-- EXERCISE DATA start --

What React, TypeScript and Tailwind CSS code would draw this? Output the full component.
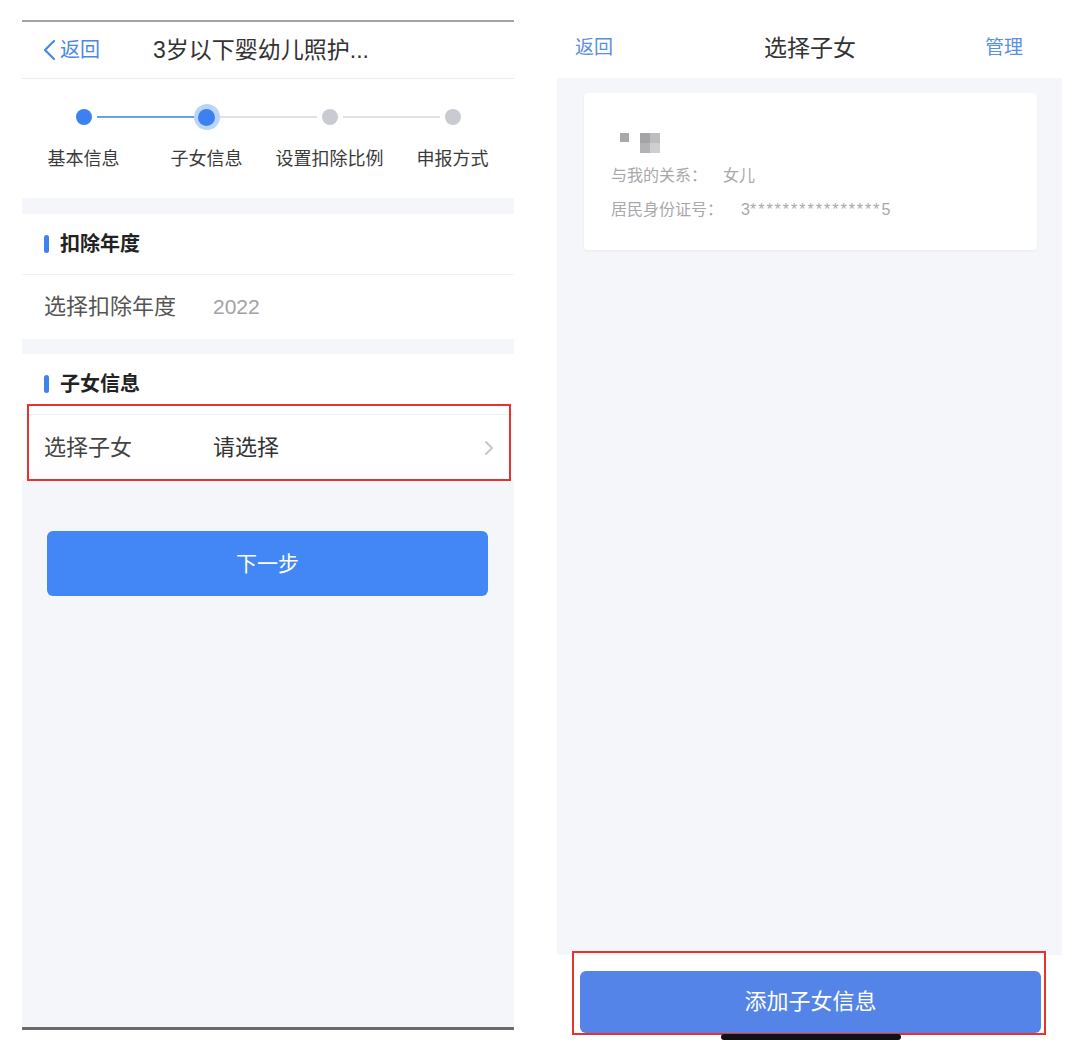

-- EXERCISE DATA end --
-- EXERCISE DATA start --

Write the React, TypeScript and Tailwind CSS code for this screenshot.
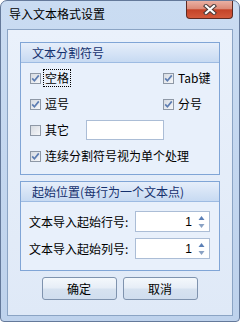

-- EXERCISE DATA end --
-- EXERCISE DATA start --

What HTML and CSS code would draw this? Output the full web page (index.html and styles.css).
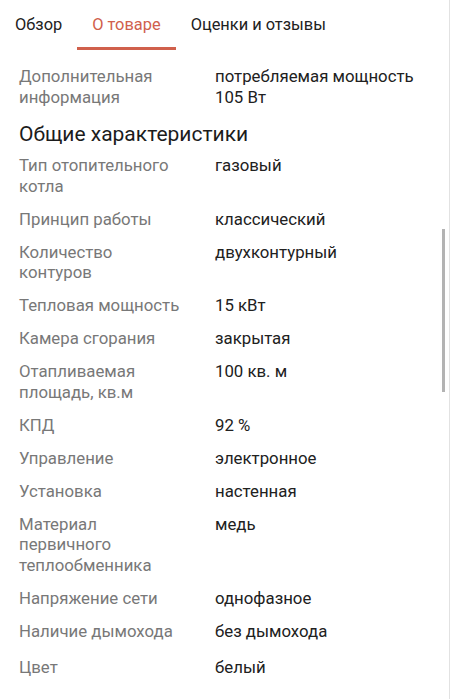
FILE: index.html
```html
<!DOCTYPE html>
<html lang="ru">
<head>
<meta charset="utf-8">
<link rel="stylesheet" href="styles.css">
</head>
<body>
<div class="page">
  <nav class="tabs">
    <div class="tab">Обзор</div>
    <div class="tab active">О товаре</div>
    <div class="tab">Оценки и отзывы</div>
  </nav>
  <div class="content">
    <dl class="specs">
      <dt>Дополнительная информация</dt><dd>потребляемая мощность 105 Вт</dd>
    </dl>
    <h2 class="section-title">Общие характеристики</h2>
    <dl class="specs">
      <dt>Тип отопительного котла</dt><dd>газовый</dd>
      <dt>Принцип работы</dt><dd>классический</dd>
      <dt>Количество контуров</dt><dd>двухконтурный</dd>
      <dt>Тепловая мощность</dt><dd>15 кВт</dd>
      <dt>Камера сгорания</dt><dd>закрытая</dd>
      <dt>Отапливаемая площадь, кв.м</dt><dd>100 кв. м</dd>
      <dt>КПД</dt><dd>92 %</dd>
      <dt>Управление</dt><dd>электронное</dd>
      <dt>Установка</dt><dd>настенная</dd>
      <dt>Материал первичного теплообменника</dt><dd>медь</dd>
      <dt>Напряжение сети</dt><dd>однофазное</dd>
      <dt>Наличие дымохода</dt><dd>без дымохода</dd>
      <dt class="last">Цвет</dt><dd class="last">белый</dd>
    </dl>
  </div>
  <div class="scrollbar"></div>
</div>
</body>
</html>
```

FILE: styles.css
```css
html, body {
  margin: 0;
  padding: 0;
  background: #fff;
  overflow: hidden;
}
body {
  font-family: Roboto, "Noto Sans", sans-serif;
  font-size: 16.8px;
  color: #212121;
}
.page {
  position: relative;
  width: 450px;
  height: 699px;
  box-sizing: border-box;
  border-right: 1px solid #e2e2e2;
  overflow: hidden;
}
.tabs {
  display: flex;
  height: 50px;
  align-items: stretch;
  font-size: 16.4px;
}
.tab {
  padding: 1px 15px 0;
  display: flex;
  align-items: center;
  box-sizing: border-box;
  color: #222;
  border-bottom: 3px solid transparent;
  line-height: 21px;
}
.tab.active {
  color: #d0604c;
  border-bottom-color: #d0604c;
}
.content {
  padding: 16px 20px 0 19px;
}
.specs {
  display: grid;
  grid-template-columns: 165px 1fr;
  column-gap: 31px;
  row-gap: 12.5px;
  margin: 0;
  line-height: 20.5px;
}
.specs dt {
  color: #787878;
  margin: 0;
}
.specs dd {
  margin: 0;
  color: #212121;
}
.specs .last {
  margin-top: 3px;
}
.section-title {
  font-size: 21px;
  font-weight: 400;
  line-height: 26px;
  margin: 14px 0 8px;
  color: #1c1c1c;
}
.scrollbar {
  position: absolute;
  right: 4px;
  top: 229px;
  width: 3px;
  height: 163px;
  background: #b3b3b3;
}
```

-- EXERCISE DATA end --

Note every line above where the string "index" shows up, and copy those lines.

RESPONSE —
What HTML and CSS code would draw this? Output the full web page (index.html and styles.css).
FILE: index.html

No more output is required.